Per quanto vietato dal 2009, il Dcpa è stato protagonista anche di un caso tutto italiano. Nel 2021 le analisi della Ong Cova Contro scoprono questo pesticida in Val D’Agri. Il laboratorio incaricato dall’associazione lucana testimonia la presenza in tutti i campioni analizzati con tenori che oscillano tra i 2 mg/kg nei terreni montani/sedimenti fluviali a 0,14 mg/l nelle polle sorgive che affiorano a mille metri sul livello del mare, a tre chilometri di distanza dalla diga a uso potabile del Pertusillo.
I pesticidi a base di cloro affini al Dcpa avrebbero una soglia di legge nei terreni di 0,01 mg/kg e di 0,1 mcg/l per le falde, quindi i risultati ottenuti fanno balzare sulla sedia i responsabili del lavoro di Cova Contro: i certificati di laboratorio evidenziano tenori centinaia di volte sopra il limite. E i sospetti degli ambientalisti si puntano subito non tanto sull’agricoltura lucana, ma sull’attività petrolifera.

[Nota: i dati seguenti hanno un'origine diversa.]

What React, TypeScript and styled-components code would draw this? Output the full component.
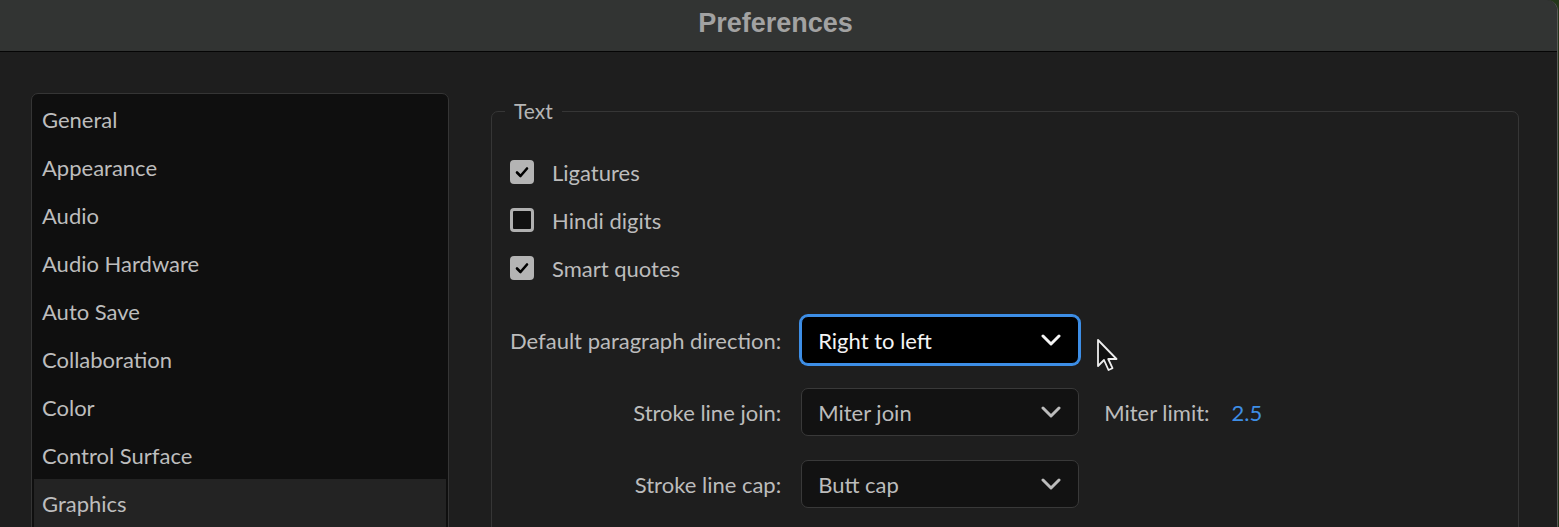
import React from "react";
import styled, { createGlobalStyle } from "styled-components";

const GlobalStyle = createGlobalStyle`
  html, body {
    margin: 0;
    padding: 0;
    background: #24361a;
    overflow: hidden;
  }
`;

const navItems = [
  "General",
  "Appearance",
  "Audio",
  "Audio Hardware",
  "Auto Save",
  "Collaboration",
  "Color",
  "Control Surface",
  "Graphics",
];

const checks = [
  { label: "Ligatures", checked: true },
  { label: "Hindi digits", checked: false },
  { label: "Smart quotes", checked: true },
];

function Chevron() {
  return (
    <svg width="20" height="12" viewBox="0 0 20 12">
      <polyline
        points="2,2 10,10 18,2"
        fill="none"
        stroke="currentColor"
        strokeWidth="3"
        strokeLinecap="round"
        strokeLinejoin="round"
      />
    </svg>
  );
}

function Check() {
  return (
    <svg width="16" height="16" viewBox="0 0 16 16">
      <polyline
        points="3,8.5 6.5,12 13,4.5"
        fill="none"
        stroke="#000"
        strokeWidth="2.6"
        strokeLinecap="round"
        strokeLinejoin="round"
      />
    </svg>
  );
}

function Select({ value, focused }: { value: string; focused?: boolean }) {
  return (
    <SelectBox $focused={focused}>
      <span>{value}</span>
      <Chevron />
    </SelectBox>
  );
}

export default function App() {
  return (
    <>
      <GlobalStyle />
      <Window>
        <TitleBar>Preferences</TitleBar>
        <Body>
          <Sidebar>
            {navItems.map((item) => (
              <NavItem key={item} $active={item === "Graphics"}>
                {item}
              </NavItem>
            ))}
          </Sidebar>
          <Content>
            <GroupBox>
              <Legend>Text</Legend>
              {checks.map((c) => (
                <CheckRow key={c.label}>
                  <CheckBox $checked={c.checked}>{c.checked && <Check />}</CheckBox>
                  <Label>{c.label}</Label>
                </CheckRow>
              ))}
              <FormGrid>
                <FieldLabel>Default paragraph direction:</FieldLabel>
                <Select value="Right to left" focused />
                <span />
                <FieldLabel>Stroke line join:</FieldLabel>
                <Select value="Miter join" />
                <Inline>
                  <Label>Miter limit:</Label>
                  <LinkValue>2.5</LinkValue>
                </Inline>
                <FieldLabel>Stroke line cap:</FieldLabel>
                <Select value="Butt cap" />
                <span />
              </FormGrid>
            </GroupBox>
          </Content>
        </Body>
        <Cursor width="24" height="36" viewBox="0 0 24 36">
          <path
            d="M2 2 L2 28 L8 22 L12.5 32 L16.5 30.2 L12.2 21 L20.5 21 Z"
            fill="#111"
            stroke="#eee"
            strokeWidth="1.8"
            strokeLinejoin="round"
          />
        </Cursor>
      </Window>
    </>
  );
}

const Window = styled.div`
position: relative;
width: 1557px;
height: 527px;
background: #1e1e1e;
border-right: 1px solid #5a5a5a;
border-top-right-radius: 11px;
overflow: hidden;
font-family: "Lato", "Liberation Sans", sans-serif;
`;

const TitleBar = styled.div`
height: 52px;
box-sizing: border-box;
padding: 0 6px 5px 0;
background: #323433;
border-bottom: 1px solid #050505;
display: flex;
align-items: center;
justify-content: center;
font-family: "Liberation Sans", Arial, sans-serif;
font-weight: bold;
font-size: 27px;
color: #a2a2a2;
`;

const Body = styled.div`
display: flex;
align-items: flex-start;
gap: 42px;
padding: 41px 38px 0 31px;
`;

const Sidebar = styled.div`
width: 418px;
height: 460px;
flex-shrink: 0;
box-sizing: border-box;
background: #0f0f0f;
border: 1px solid #353535;
border-radius: 7px;
padding: 1px 2px;
`;

const NavItem = styled.div<{ $active?: boolean }>`
height: 48px;
display: flex;
align-items: center;
padding-left: 8px;
font-size: 22px;
color: #bdbdbd;
background: ${(p) => (p.$active ? "#232323" : "transparent")};
`;

const Content = styled.div`
flex: 1;
padding-top: 6px;
`;

const GroupBox = styled.fieldset`
margin: 0;
min-height: 480px;
border: 1px solid #363636;
border-radius: 7px;
padding: 25px 18px 0 18px;
`;

const Legend = styled.legend`
margin-left: -5px;
padding: 0 9px;
font-size: 21px;
line-height: 24px;
color: #b5b5b5;
`;

const CheckRow = styled.div`
height: 48px;
display: flex;
align-items: center;
gap: 18px;
`;

const CheckBox = styled.div<{ $checked?: boolean }>`
width: 24px;
height: 24px;
box-sizing: border-box;
border-radius: 4px;
display: flex;
align-items: center;
justify-content: center;
background: ${(p) => (p.$checked ? "#b4b4b4" : "#111")};
border: ${(p) => (p.$checked ? "none" : "3px solid #b0b0b0")};
`;

const Label = styled.span`
font-size: 22px;
color: #bcbcbc;
`;

const FormGrid = styled.div`
display: grid;
grid-template-columns: max-content 278px max-content;
justify-content: start;
column-gap: 19px;
row-gap: 24px;
align-items: center;
margin-top: 24px;
`;

const FieldLabel = styled(Label)`
justify-self: end;
padding-right: 1px;
`;

const SelectBox = styled.div<{ $focused?: boolean }>`
height: 48px;
box-sizing: border-box;
display: flex;
align-items: center;
justify-content: space-between;
padding: 0 17px 0 16px;
border-radius: 7px;
font-size: 22px;
background: ${(p) => (p.$focused ? "#000" : "#121212")};
color: ${(p) => (p.$focused ? "#f4f4f4" : "#bcbcbc")};
border: 1px solid ${(p) => (p.$focused ? "#3d8ee6" : "#393939")};
box-shadow: ${(p) => (p.$focused ? "0 0 0 2px #3d8ee6" : "none")};
`;

const Inline = styled.div`
display: flex;
align-items: center;
gap: 22px;
margin-left: 6px;
`;

const LinkValue = styled.span`
font-size: 22px;
color: #3e8ee6;
`;

const Cursor = styled.svg`
position: absolute;
left: 1096px;
top: 338px;
`;
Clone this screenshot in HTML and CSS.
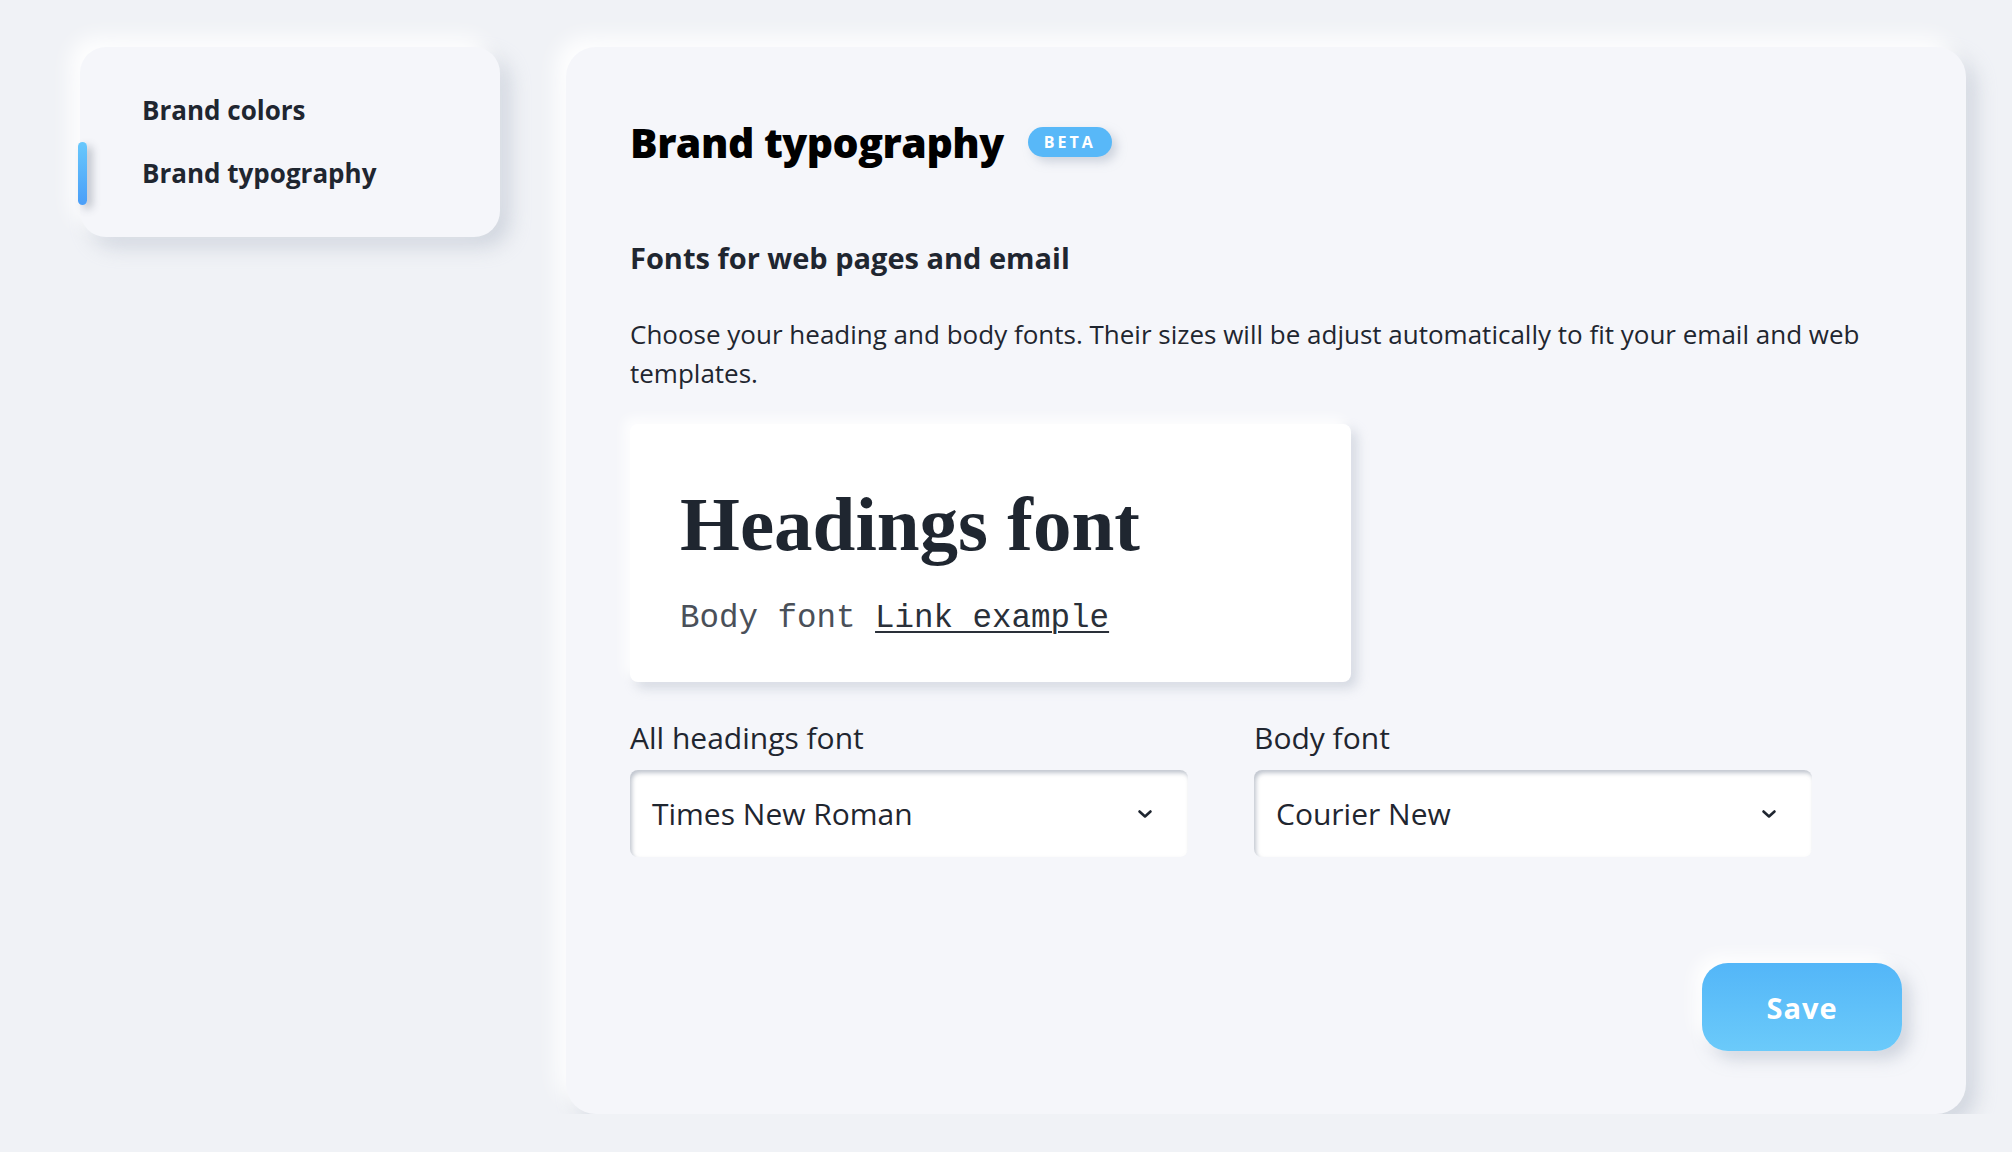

I sospetti sull’industria petrolifera

Ma che c’azzecca la presenza del Dcpa con le attività che si realizzano nel “Texas italiano”? Da quello che sostiene subito Cova Contro l’erbicida bandito dall’Europa c’entra eccome con l’industria petrolifera. “Fonti interne alle compagnie ci hanno spiegato che la molecola potrebbe essere un ingrediente di altri additivi usati come disemulsionanti o comunque usati nell’ambito della modulazione dei fluidi, sostanze la cui solubilità doveva essere prevedibile invece oggi temiamo che il Dcpa si stia accumulando in alcuni habitat lucani da lustri se non decenni, e che gli enti locali si siano sempre rifiutati di aggiornare i controlli ai reali rischi”.

Dopo l’uscita di un ampia inchiesta sul Salvagente a cura di Giorgio Santoriello, arrivano le precisazioni di Eni che “esclude la presenza nel ciclo produttivo del Centro Olio Val D’Agri di Dimetil tetraclorotereftalato (Dcpa) o di composti chimici assimilabili o intermedi di sintesi”. La società, dunque, si dice estranea all’eventuale presenza di Dcpa nei terreni e nelle acque oggetto di analisi in Basilicata.